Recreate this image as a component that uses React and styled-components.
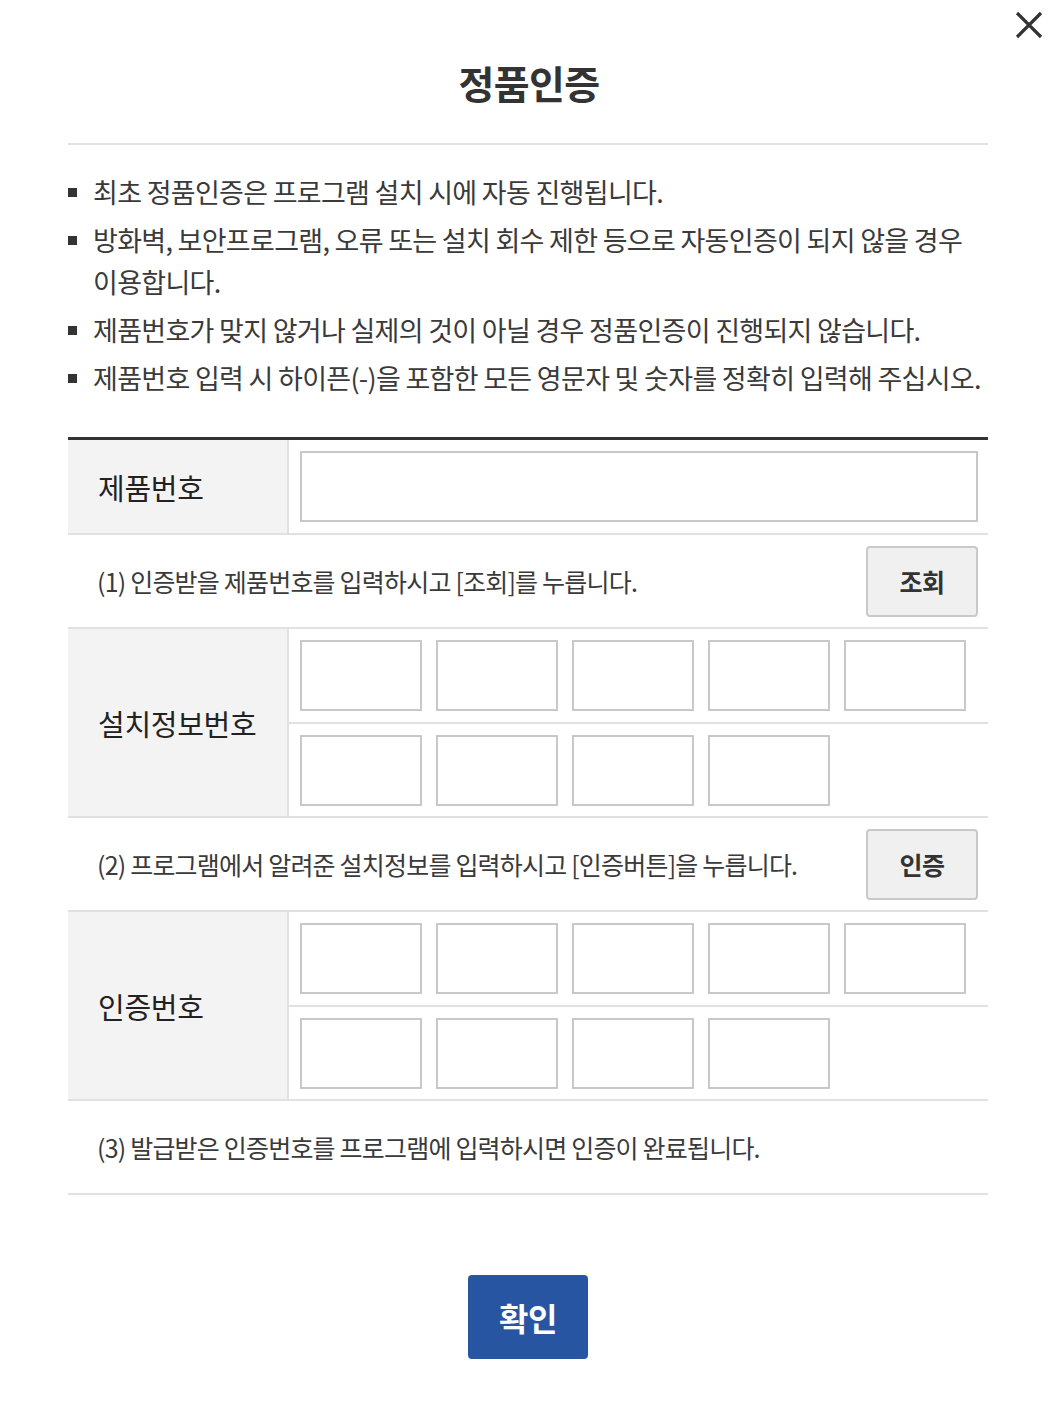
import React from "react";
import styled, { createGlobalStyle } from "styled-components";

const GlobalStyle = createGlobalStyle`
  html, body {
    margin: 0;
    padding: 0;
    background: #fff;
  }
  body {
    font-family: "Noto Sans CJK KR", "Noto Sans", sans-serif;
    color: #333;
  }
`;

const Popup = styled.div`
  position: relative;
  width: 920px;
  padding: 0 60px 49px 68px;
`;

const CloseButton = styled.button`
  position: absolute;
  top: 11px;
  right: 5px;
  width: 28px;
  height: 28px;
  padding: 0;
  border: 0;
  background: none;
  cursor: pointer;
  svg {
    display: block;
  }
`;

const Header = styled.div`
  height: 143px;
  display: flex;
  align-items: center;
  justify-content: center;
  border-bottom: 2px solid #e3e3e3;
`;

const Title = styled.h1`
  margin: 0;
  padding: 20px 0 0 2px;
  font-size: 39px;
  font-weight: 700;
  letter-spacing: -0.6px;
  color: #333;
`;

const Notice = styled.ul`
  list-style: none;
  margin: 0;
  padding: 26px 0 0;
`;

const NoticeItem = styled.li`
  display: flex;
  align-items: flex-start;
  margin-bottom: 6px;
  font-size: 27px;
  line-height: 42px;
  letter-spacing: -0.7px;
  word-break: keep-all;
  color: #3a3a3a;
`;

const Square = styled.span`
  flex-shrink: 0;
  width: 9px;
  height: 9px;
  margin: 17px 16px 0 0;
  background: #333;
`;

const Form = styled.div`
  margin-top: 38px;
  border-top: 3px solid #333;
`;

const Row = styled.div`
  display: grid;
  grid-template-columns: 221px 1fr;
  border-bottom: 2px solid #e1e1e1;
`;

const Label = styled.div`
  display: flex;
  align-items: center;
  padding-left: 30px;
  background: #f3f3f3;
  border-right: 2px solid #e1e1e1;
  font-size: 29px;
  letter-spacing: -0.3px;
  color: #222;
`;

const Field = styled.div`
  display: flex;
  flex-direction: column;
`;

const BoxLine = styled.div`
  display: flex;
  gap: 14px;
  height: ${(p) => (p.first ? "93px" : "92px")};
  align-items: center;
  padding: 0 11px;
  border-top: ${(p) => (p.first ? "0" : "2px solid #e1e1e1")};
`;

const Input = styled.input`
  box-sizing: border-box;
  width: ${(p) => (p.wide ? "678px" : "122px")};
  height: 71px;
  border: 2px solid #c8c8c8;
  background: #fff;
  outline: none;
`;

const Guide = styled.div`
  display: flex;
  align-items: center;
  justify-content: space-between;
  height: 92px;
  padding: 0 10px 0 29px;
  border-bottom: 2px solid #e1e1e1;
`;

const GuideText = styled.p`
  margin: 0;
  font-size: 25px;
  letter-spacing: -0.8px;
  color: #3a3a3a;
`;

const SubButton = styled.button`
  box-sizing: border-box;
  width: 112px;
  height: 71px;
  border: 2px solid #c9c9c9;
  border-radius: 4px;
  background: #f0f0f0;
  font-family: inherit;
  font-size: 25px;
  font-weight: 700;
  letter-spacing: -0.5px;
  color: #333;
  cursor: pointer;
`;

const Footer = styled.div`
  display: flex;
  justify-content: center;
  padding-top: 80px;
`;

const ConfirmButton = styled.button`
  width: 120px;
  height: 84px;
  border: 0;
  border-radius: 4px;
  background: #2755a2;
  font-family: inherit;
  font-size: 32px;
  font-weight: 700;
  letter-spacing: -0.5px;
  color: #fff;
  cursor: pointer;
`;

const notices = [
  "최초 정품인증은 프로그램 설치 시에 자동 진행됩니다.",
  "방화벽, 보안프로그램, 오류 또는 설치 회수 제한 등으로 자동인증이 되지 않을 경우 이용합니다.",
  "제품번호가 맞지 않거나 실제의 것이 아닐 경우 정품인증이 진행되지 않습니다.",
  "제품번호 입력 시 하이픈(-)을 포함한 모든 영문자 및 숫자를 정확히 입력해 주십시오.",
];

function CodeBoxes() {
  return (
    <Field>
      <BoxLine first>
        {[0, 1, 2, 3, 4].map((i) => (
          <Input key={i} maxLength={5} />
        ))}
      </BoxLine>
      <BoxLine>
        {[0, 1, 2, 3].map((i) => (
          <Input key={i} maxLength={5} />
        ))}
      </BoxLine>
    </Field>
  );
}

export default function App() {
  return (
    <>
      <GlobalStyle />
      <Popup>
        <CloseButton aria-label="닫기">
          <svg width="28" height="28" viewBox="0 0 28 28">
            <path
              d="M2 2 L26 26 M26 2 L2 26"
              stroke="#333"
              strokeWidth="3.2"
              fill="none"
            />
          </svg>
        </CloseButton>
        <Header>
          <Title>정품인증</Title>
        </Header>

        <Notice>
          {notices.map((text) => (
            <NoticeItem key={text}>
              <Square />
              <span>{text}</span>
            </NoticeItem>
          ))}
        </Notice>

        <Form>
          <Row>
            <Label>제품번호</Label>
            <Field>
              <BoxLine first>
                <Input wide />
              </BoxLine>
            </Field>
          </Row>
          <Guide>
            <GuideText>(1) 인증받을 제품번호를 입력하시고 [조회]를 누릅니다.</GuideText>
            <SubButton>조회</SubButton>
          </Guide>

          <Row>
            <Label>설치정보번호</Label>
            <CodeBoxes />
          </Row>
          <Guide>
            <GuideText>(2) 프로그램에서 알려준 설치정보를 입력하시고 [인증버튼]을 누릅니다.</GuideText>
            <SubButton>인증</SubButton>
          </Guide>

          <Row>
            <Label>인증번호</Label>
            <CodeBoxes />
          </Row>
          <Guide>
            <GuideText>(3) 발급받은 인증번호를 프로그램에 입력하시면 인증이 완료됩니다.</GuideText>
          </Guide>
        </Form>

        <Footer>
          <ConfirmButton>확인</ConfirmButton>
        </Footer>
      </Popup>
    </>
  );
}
☆ ☆ ☆ ☆
§ **WRITTEN TASK**:
Each line containing "React" counts once; state the total number of such lines and nothing else.

§ **EXPECTED ANSWER**:
2